== To do ==
Check each line of the data for "styles" and select those that have it.

== Supplied information ==
===
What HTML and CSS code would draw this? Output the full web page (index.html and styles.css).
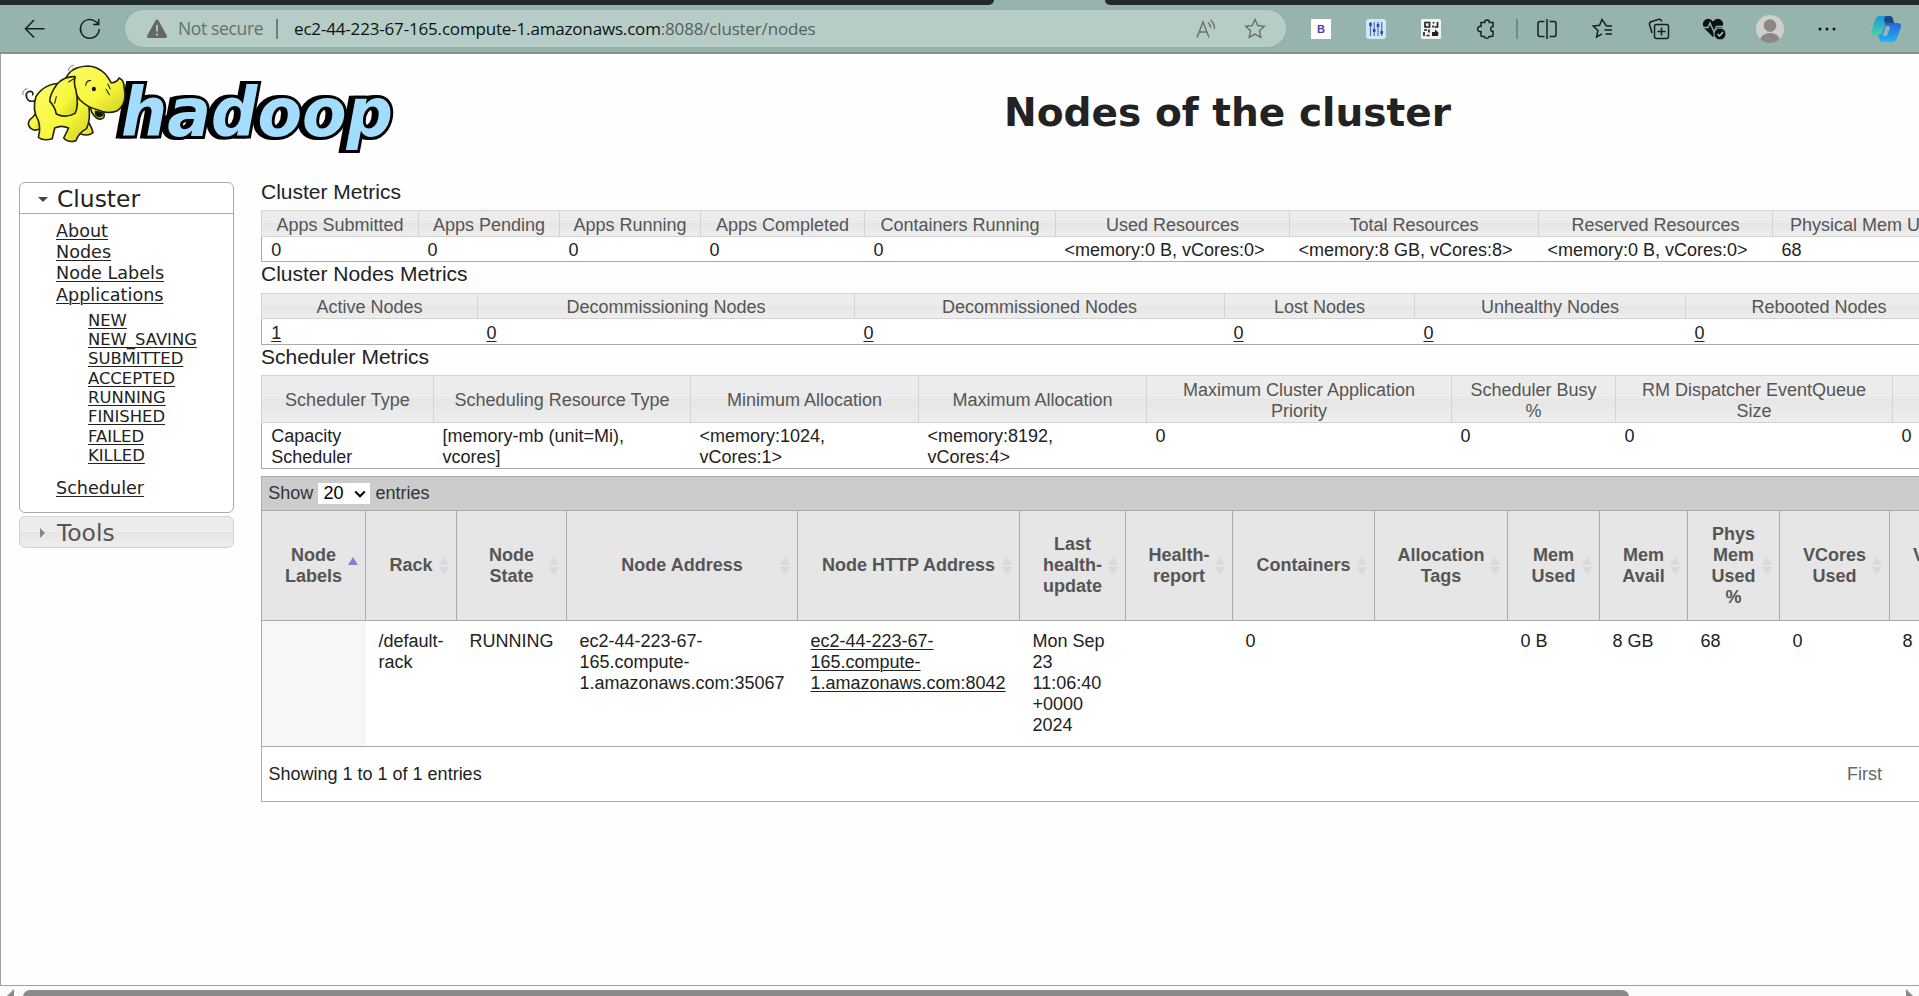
FILE: index.html
```html
<!DOCTYPE html>
<html lang="en">
<head>
<meta charset="utf-8">
<title>Nodes of the cluster</title>
<link rel="stylesheet" href="styles.css">
</head>
<body>
<div class="tabstrip"><span class="tab-dark tab-left"></span><span class="tab-dark tab-right"></span></div>
<div class="toolbar">
  <svg class="nav-back" width="22" height="20" viewBox="0 0 22 20"><path d="M10 1 1.5 9.7 10 18.5M1.5 9.7H20.5" class="line"/></svg>
  <svg class="nav-reload" width="22" height="22" viewBox="0 0 22 22"><path d="M20.2 11a9.4 9.4 0 1 1-3.2-7.2L19.5 6.2M19.7 1v5.6h-5.6" class="line"/></svg>
  <div class="address">
    <svg class="warn" width="22" height="20" viewBox="0 0 22 20"><path d="M9.5 1.4Q11 -.6 12.5 1.4L20.8 16.6Q21.6 19 19.2 19H2.8Q.4 19 1.2 16.6Z" fill="#666"/><path d="M11 6v6.5M11 14.6v2" stroke="#b6ccc7" stroke-width="1.8"/></svg>
    <span class="not-secure">Not secure</span>
    <span class="bar"></span>
    <span class="url">ec2-44-223-67-165.compute-1.amazonaws.com<span class="url-path">:8088/cluster/nodes</span></span>
    <svg class="read" width="20" height="20" viewBox="0 0 20 20"><path d="M1 18.5 7 3l6 15.500M3.200 13h7.600M12 3.500q2.500 2 2.500 5.200M14.500 1q4 3.500 4 9" class="gray"/></svg>
    <svg class="star" width="22" height="21" viewBox="0 0 22 21"><path d="m11 1.500 2.800 6 6.500.8-4.800 4.500 1.300 6.500-5.800-3.200-5.800 3.200 1.300-6.500L1.700 8.300l6.500-.8Z" class="gray"/></svg>
  </div>
  <div class="tools">
    <span class="slot w55"><span class="ext-b">B</span></span>
    <span class="slot w55"><svg width="20" height="20" viewBox="0 0 20 20"><rect width="20" height="20" rx="3" fill="#cfe8f8"/><path d="M4.500 3v14M8.200 3v14M12 3v14M15.700 3v14" stroke="#5668c0" stroke-width="1.200"/><path d="M4.500 4v3M8.200 10v3M12 5v3M15.700 12v3" stroke="#3344a8" stroke-width="2.600"/></svg></span>
    <span class="slot w55"><svg width="20" height="20" viewBox="0 0 20 20"><rect width="20" height="20" rx="1.500" fill="#f3f3f3"/><path d="M4 3.500h4.500V8H4ZM12.500 3v1.500M16.500 3v5h-3M12 6.500v2M3 11h3M8 10.500v3M3 13v4M5.500 16.500h3" fill="none" stroke="#222" stroke-width="1.700"/><path d="M11 13h3v-2.500l3.500 3-.5 3.500h-6Z" fill="#222"/></svg></span>
    <span class="slot w55"><svg width="21" height="22" viewBox="0 0 21 22"><path d="M5 4.500h3.600a2.400 2.400 0 0 1 4.800 0H17v4.200q-2.300-.4-2.300 2.300t2.300 2.300v4.300q0 1-1 1h-3a2.400 2.400 0 0 1-4.600 0H6q-1 0-1-1v-4a2.700 2.700 0 1 1 0-5.200Z" class="line"/></svg></span>
    <span class="slot w7"><span class="tool-sep"></span></span>
    <span class="slot w54 split"><svg width="20" height="22" viewBox="0 0 20 22"><path d="M7.500 3.500H3q-2 0-2 2v11q0 2 2 2h4.500M12.500 3.500H17q2 0 2 2v11q0 2-2 2h-4.500M10 1v20" class="line"/></svg></span>
    <span class="slot w56"><svg width="22" height="21" viewBox="0 0 22 21"><path d="M20 8h-5.500L10 1.500 7.500 7.200 1.200 8l4.700 4.500L4.600 19 10 15.800M12.500 12H20M13.500 16H20" class="line"/></svg></span>
    <span class="slot w56"><svg width="22" height="22" viewBox="0 0 22 22"><path d="M8.500 6.500h10q2 0 2 2v10q0 2-2 2h-10q-2 0-2-2v-10q0-2 2-2ZM13.500 9.500v8M9.500 13.500h8M4 15 1.500 6.500q-.4-2 1.500-2.800L11 1.200q2-.4 3 2.300" class="line"/></svg></span>
    <span class="slot w55"><svg width="24" height="22" viewBox="0 0 24 22"><path d="M11 19 2 10Q-1 4.500 3.500 1.500 8-.5 11 3.500 14-.5 18.500 1.500 23 4.500 20 10Z" fill="#0b1110"/><path d="M0 9.500h6L8 5l4 9 2.500-5.500H21" fill="none" stroke="#97b3ae" stroke-width="1.400"/><circle cx="18" cy="16" r="6" fill="#0b1110" stroke="#97b3ae"/><path d="m15.500 16 2 2 3.500-4" fill="none" stroke="#c5d6d3" stroke-width="1.300"/></svg></span>
    <span class="slot w57"><svg width="28" height="28" viewBox="0 0 28 28"><defs><clipPath id="av"><circle cx="14" cy="14" r="14"/></clipPath></defs><g clip-path="url(#av)"><rect width="28" height="28" fill="#d1cfcd"/><circle cx="14" cy="10.500" r="6.300" fill="#8b8784"/><ellipse cx="14" cy="26" rx="10" ry="8" fill="#8b8784"/></g></svg></span>
    <span class="slot w57"><svg width="18" height="4" viewBox="0 0 18 4"><g fill="#111"><circle cx="2" cy="2" r="1.500"/><circle cx="9" cy="2" r="1.500"/><circle cx="16" cy="2" r="1.500"/></g></svg></span>
    <span class="slot w61"><svg width="32" height="28" viewBox="0 0 32 28"><defs><linearGradient id="ca" x1="0" y1="0" x2="0" y2="1"><stop offset="0" stop-color="#1598d8"/><stop offset="1" stop-color="#50d4a2"/></linearGradient><linearGradient id="cb" x1="0" y1="0" x2="0" y2="1"><stop offset="0" stop-color="#2763dc"/><stop offset="1" stop-color="#1fb6f5"/></linearGradient></defs><path d="M10 1h9q3 0 3.500 3L24 8h-5q-3 0-4 3l-3 8q-1 2-3 2H4q-4 0-3-4.500L5.500 4Q6.500 1 10 1Z" fill="url(#ca)"/><path d="M17 1h3q2.500 0 3 3l1 4h-5q-2 0-3 2l-2-5q0-4 3-4Z" fill="#164a8c"/><path d="M22 27h-9q-3 0-3.500-3L8 20q3 .5 4-2l3-8q1-2 4-2h8q5 0 4 4.500L26.500 24q-1 3-4.500 3Z" fill="url(#cb)"/><path d="m15.500 11h3q2 0 1.200 2.500l-2 6q-.5 1.500-2 1.500h-3.200Z" fill="#97b3ae"/></svg></span>
  </div>
</div>

<div class="page">
  <header class="head">
    <svg class="logo" width="380" height="110" viewBox="18 60 380 110" role="img">
      <text x="121" y="136" textLength="272" lengthAdjust="spacingAndGlyphs" class="word">hadoop</text>
      <defs><linearGradient id="el" x1="0" y1="0" x2="1" y2="1"><stop offset="0" stop-color="#fbfb6a"/><stop offset=".6" stop-color="#f7f73c"/><stop offset="1" stop-color="#cfcf22"/></linearGradient></defs>
      <g transform="scale(.40816 .33333)" class="ele">
        <path d="M85 302Q72 308 66 295 61 278 73 274 83 274 80 284"/>
        <path d="M92 330Q84 350 74 358 64 372 76 386 88 396 100 384Z" fill="url(#el)"/>
        <path d="M205 350Q222 370 228 398 216 410 198 402L186 370Z" fill="url(#el)"/>
        <path d="M160 250Q110 246 88 290 78 330 94 362 100 385 94 412 108 424 128 416L134 384Q150 374 168 384 162 400 156 414 168 430 186 422 192 400 212 386 222 360 218 320Z" fill="url(#el)"/>
        <path d="M160 240Q170 200 216 198 254 202 272 248 284 250 292 234 304 240 304 262 312 310 288 332 262 344 240 330 214 322 196 300Z" fill="url(#el)"/>
        <path d="M222 326Q228 352 244 358 260 356 254 338" fill="url(#el)"/>
        <path d="M234 334q-2 14 10 16 10-2 6-12Z" fill="#111"/>
        <path d="M184 230Q158 228 140 252 122 282 122 304 134 318 138 342 160 356 184 340 194 316 186 270 180 248 184 230Z" fill="url(#el)"/>
        <path d="M210 256q2-16 12-14M264 252l6 14M260 268l8 16M138 290l-4 20M184 234l-16 12" class="crease"/>
        <ellipse cx="230" cy="267" rx="5" ry="7" fill="#111"/>
        <path d="M168 212q0-14 12-16M174 214q2-8 8-10M56 284q-2-14 10-18M62 288q0-12 6-14" class="motion"/>
      </g>
    </svg>
    <h1 class="title">Nodes of the cluster</h1>
  </header>
  <div class="columns">
    <nav class="side">
      <section class="panel">
        <h3 class="panel-head"><i class="tri-down"></i>Cluster</h3>
        <ul class="menu">
          <li><a>About</a></li><li><a>Nodes</a></li><li><a>Node Labels</a></li><li class="apps"><a>Applications</a>
            <ul class="sub"><li><a>NEW</a></li><li><a>NEW_SAVING</a></li><li><a>SUBMITTED</a></li><li><a>ACCEPTED</a></li><li><a>RUNNING</a></li><li><a>FINISHED</a></li><li><a>FAILED</a></li><li><a>KILLED</a></li></ul></li>
          <li><a>Scheduler</a></li>
        </ul>
      </section>
      <h3 class="panel-closed"><i class="tri-right"></i>Tools</h3>
    </nav>
    <main class="main">
      <h2 class="cap">Cluster Metrics</h2>
      <table class="metrics t1">
        <colgroup><col class="c158"><col class="c141"><col class="c141"><col class="c164"><col class="c191"><col class="c234"><col class="c249"><col class="c234"><col class="c215"></colgroup>
        <tr><th>Apps Submitted</th><th>Apps Pending</th><th>Apps Running</th><th>Apps Completed</th><th>Containers Running</th><th>Used Resources</th><th>Total Resources</th><th>Reserved Resources</th><th>Physical Mem Used %</th></tr>
        <tr><td>0</td><td>0</td><td>0</td><td>0</td><td>0</td><td>&lt;memory:0 B, vCores:0&gt;</td><td>&lt;memory:8 GB, vCores:8&gt;</td><td>&lt;memory:0 B, vCores:0&gt;</td><td>68</td></tr>
      </table>
      <h2 class="cap cap-nodes">Cluster Nodes Metrics</h2>
      <table class="metrics t2">
        <colgroup><col class="c217"><col class="c377"><col class="c370"><col class="c190"><col class="c271"><col class="c267"></colgroup>
        <tr><th>Active Nodes</th><th>Decommissioning Nodes</th><th>Decommissioned Nodes</th><th>Lost Nodes</th><th>Unhealthy Nodes</th><th>Rebooted Nodes</th></tr>
        <tr><td><a>1</a></td><td><a>0</a></td><td><a>0</a></td><td><a>0</a></td><td><a>0</a></td><td><a>0</a></td></tr>
      </table>
      <h2 class="cap">Scheduler Metrics</h2>
      <table class="metrics t3">
        <colgroup><col class="c173"><col class="c257"><col class="c228"><col class="c228"><col class="c305"><col class="c164"><col class="c277"><col class="c203"></colgroup>
        <tr><th class="mid">Scheduler Type</th><th class="mid">Scheduling Resource Type</th><th class="mid">Minimum Allocation</th><th class="mid">Maximum Allocation</th><th>Maximum Cluster Application<br>Priority</th><th>Scheduler Busy<br>%</th><th>RM Dispatcher EventQueue<br>Size</th><th></th></tr>
        <tr><td>Capacity<br>Scheduler</td><td>[memory-mb (unit=Mi),<br>vcores]</td><td>&lt;memory:1024,<br>vCores:1&gt;</td><td>&lt;memory:8192,<br>vCores:4&gt;</td><td>0</td><td>0</td><td>0</td><td>0</td></tr>
      </table>
      <div class="grid-wrap">
        <div class="grid-bar"><span>Show</span><span class="select">20<svg width="12" height="8" viewBox="0 0 12 8"><path d="m1.200 1.500 4.800 4.700 4.800-4.700" fill="none" stroke="#000" stroke-width="2.200"/></svg></span><span>entries</span></div>
        <table class="nodes">
          <colgroup><col class="c104"><col class="c91"><col class="c110"><col class="c231"><col class="c222"><col class="c106"><col class="c107"><col class="c142"><col class="c133"><col class="c92"><col class="c88"><col class="c92"><col class="c110"><col class="c110"></colgroup>
          <tr><th class="asc">Node<br>Labels</th><th>Rack</th><th>Node<br>State</th><th>Node Address</th><th>Node HTTP Address</th><th>Last<br>health-<br>update</th><th>Health-<br>report</th><th>Containers</th><th>Allocation<br>Tags</th><th>Mem<br>Used</th><th>Mem<br>Avail</th><th>Phys<br>Mem<br>Used<br>%</th><th>VCores<br>Used</th><th>VCores<br>Avail</th></tr>
          <tr><td class="sorted"></td><td>/default-<br>rack</td><td>RUNNING</td><td>ec2-44-223-67-<br>165.compute-<br>1.amazonaws.com:35067</td><td><a>ec2-44-223-67-<br>165.compute-<br>1.amazonaws.com:8042</a></td><td>Mon Sep<br>23<br>11:06:40<br>+0000<br>2024</td><td></td><td>0</td><td></td><td>0 B</td><td>8 GB</td><td>68</td><td>0</td><td>8</td></tr>
        </table>
        <div class="grid-info"><span>Showing 1 to 1 of 1 entries</span><span class="first">First</span></div>
      </div>
    </main>
  </div>
</div>
<div class="scroll"><svg width="9" height="9" viewBox="0 0 9 9"><path d="M8 0v9H-1Z" fill="#8a8a8a"/></svg><span class="thumb"></span><svg width="9" height="9" viewBox="0 0 9 9"><path d="M0 0v9h9Z" fill="#8a8a8a"/></svg></div>
</body>
</html>
```

FILE: styles.css
```css
* { box-sizing: border-box; }
body { margin: 0; width: 1919px; height: 996px; overflow: hidden; background: #fefefe; color: #222; font: 18px/21px "Liberation Sans", Arial, sans-serif; }
h1, h2, h3, ul { margin: 0; padding: 0; font-weight: normal; }
ul { list-style: none; }
a { text-decoration: underline; text-underline-offset: 2px; text-decoration-thickness: 1px; }
svg { display: block; flex: none; overflow: visible; }

/* browser chrome */
.tabstrip { display: flex; justify-content: space-between; height: 5px; background: #97b3ae; }
.tab-dark { background: #232b2a; }
.tab-left { width: 994px; border-bottom-right-radius: 5px; }
.tab-right { width: 814px; border-bottom-left-radius: 5px; }
.toolbar { display: flex; align-items: center; height: 49px; background: #97b3ae; border-bottom: 2px solid #87918f; font-family: "Open Sans", "Noto Sans", sans-serif; }
.line { fill: none; stroke: #15201e; stroke-width: 1.5; }
.gray { fill: none; stroke: #64716e; stroke-width: 1.4; }
.nav-back { margin-left: 24px; }
.nav-reload { margin-left: 33px; }
.address { display: flex; align-items: center; width: 1161px; height: 37px; margin-left: 24px; padding-left: 21px; border-radius: 19px; background: #b6ccc7; box-shadow: 0 0 3px #8eaaa5; }
.not-secure { width: 84px; margin-left: 10px; color: #65706e; font-size: 17.5px; white-space: nowrap; letter-spacing: -.35px; }
.bar { width: 2px; height: 20px; margin: 0 16px 0 14px; background: #6e7d7a; }
.url { flex: 1; color: #0c1211; font-size: 17px; letter-spacing: -.17px; white-space: nowrap; }
.url-path { color: #55605e; }
.read { margin-right: 28px; }
.star { margin-right: 20px; }
.tools { display: flex; align-items: center; margin-left: 7.500px; height: 40px; }
.slot { display: flex; justify-content: center; align-items: center; }
.split { padding-right: 1px; }
.w7 { width: 7px; } .w54 { width: 54px; } .w55 { width: 55px; } .w56 { width: 56px; } .w57 { width: 57px; } .w61 { width: 61px; }
.ext-b { width: 20px; height: 20px; background: #fff; color: #4a3fb0; font: bold 11px/20px "Liberation Sans", sans-serif; text-align: center; }
.tool-sep { width: 2px; height: 20px; background: #748985; }

/* page */
.page { height: 932px; border-left: 1px solid #a0a0a0; border-bottom: 1px solid #a0a0a0; overflow: hidden; }
.head { display: flex; height: 126px; }
.logo { margin: 6px 0 0 17px; }
.word { font: italic bold 68px "DejaVu Sans", sans-serif; fill: #a3dcfc; stroke: #000; stroke-width: 6px; paint-order: stroke; filter: drop-shadow(-4px 0 0 #000); }
.ele path { stroke: #222208; stroke-width: 1.6px; vector-effect: non-scaling-stroke; fill: none; stroke-linejoin: round; stroke-linecap: round; }
.ele path[fill="url(#el)"] { fill: url(#el); }
.ele path[fill="#111"] { fill: #111; }
.ele .crease { stroke-width: 1.1px; }
.ele .motion { stroke-width: 1px; stroke: #777; }
.title { margin: 35px 0 0 606px; font: bold 39.1px/48px "DejaVu Sans", Verdana, sans-serif; white-space: nowrap; }
.columns { display: flex; align-items: flex-start; }
.side { width: 215px; flex: none; margin: 2px 27px 0 18px; font-family: "DejaVu Sans", Verdana, sans-serif; }
.panel { height: 331px; border: 1px solid #aaa; border-radius: 6px; background: #fff; }
.panel-head, .panel-closed { display: flex; align-items: center; font-size: 23.4px; line-height: 30px; }
.panel-head { height: 31px; border-bottom: 1px solid #aaa; padding: 2px 0 0 18px; }
.panel-closed { height: 32px; margin-top: 3px; padding: 1px 0 0 20px; border: 1px solid #d3d3d3; border-radius: 6px; background: linear-gradient(#ececec 0 50%, #e5e5e5 50%, #eee); color: #555; }
.tri-down { border: 5px solid transparent; border-top-color: #444; border-bottom: 0; margin-right: 9px; }
.tri-right { border: 5px solid transparent; border-left-color: #888; border-right: 0; margin-right: 12px; }
.menu { padding: 7px 0 0 36px; font-size: 17.6px; line-height: 21.2px; }
.menu .sub { padding: 5px 0 13px 32px; font-size: 16.4px; line-height: 19.3px; }
.main { flex: none; width: 1738px; }
.cap { height: 24px; margin-bottom: 6px; font-size: 21px; line-height: 24px; }
.cap-nodes { margin-bottom: 7px; }

table { table-layout: fixed; border-collapse: separate; border-spacing: 0; white-space: nowrap; }
.t1 { width: 1727px; } .t2 { width: 1692px; } .t3 { width: 1835px; }
.metrics th, .metrics td { vertical-align: top; font-weight: normal; }
.metrics th { padding: 4px 0 0; border: solid #d3d3d3; border-width: 1px 1px 1px 0; background: linear-gradient(#ececec 0 50%, #e5e5e5 50%, #eee); color: #555; text-align: center; }
.metrics td { padding: 3px 0 0 8.5px; border-bottom: 1px solid #aaa; text-align: left; background: #fff; }
.metrics th:first-child { border-left-width: 1px; }
.metrics td:first-child { border-left: 1px solid #aaa; padding-left: 9.2px; }
.metrics th.mid { vertical-align: middle; padding: 3px 0 0; }
.t1 th { height: 27px; } .t1 td { height: 25px; }
.t2 th { height: 26px; padding-top: 3px; } .t2 td { height: 26px; padding-top: 4px; }
.t3 th { height: 48px; } .t3 td { height: 46px; }

.grid-wrap { width: 1739px; margin-top: 7px; border-left: 1px solid #aaa; }
.grid-bar { display: flex; align-items: center; gap: 5.2px; height: 34px; padding-left: 6.2px; border-top: 1px solid #aaa; background: #ccc; color: #333; }
.select { display: flex; align-items: center; justify-content: space-between; width: 52px; height: 21px; padding: 0 4px 0 5px; background: #fff; color: #000; }
.nodes { width: 1738px; }
.nodes th { position: relative; height: 111px; padding: 0; border: solid #aaa; border-width: 1px 1px 1px 0; background: #e6e6e6; color: #555; font-weight: bold; text-align: center; vertical-align: middle; }
.nodes th::before, .nodes th::after { content: ""; position: absolute; right: 7px; border: 5px solid transparent; }
.nodes th::before { top: 46px; border-bottom: 8px solid #d9d9db; border-top: 0; }
.nodes th::after { top: 56px; border-top: 8px solid #d9d9db; border-bottom: 0; }
.nodes th.asc::before { border-bottom-color: #8082d8; }
.nodes th.asc::after { display: none; }
.nodes td { height: 126px; padding: 10px 0 0 12.500px; border-bottom: 1px solid #aaa; background: #fff; vertical-align: top; }
.nodes td.sorted { background: #f7f7f7; }
.grid-info { display: flex; justify-content: space-between; height: 55px; padding: 17px 0 0 6.5px; border-bottom: 1px solid #aaa; background: #fff; }
.first { width: 153px; color: #666; }

.c88 { width: 88px; } .c91 { width: 91px; } .c92 { width: 92px; } .c104 { width: 104px; } .c106 { width: 106px; } .c107 { width: 107px; } .c110 { width: 110px; } .c133 { width: 133px; } .c141 { width: 141px; } .c142 { width: 142px; } .c158 { width: 158px; } .c164 { width: 164px; } .c173 { width: 173px; } .c190 { width: 190px; } .c191 { width: 191px; } .c203 { width: 203px; } .c215 { width: 215px; } .c217 { width: 217px; } .c222 { width: 222px; } .c228 { width: 228px; } .c231 { width: 231px; } .c234 { width: 234px; } .c249 { width: 249px; } .c257 { width: 257px; } .c267 { width: 267px; } .c271 { width: 271px; } .c277 { width: 277px; } .c305 { width: 305px; } .c370 { width: 370px; } .c377 { width: 377px; }

/* horizontal scrollbar */
.scroll { display: flex; height: 10px; padding: 3px 0 0 6px; background: #fbfbfb; }
.thumb { width: 1606px; height: 16px; margin: 1px 277px 0 8px; flex: none; border-radius: 7px; background: #8a8a8a; }
```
===
== The completed task ==
What HTML and CSS code would draw this? Output the full web page (index.html and styles.css).
<link rel="stylesheet" href="styles.css">
FILE: styles.css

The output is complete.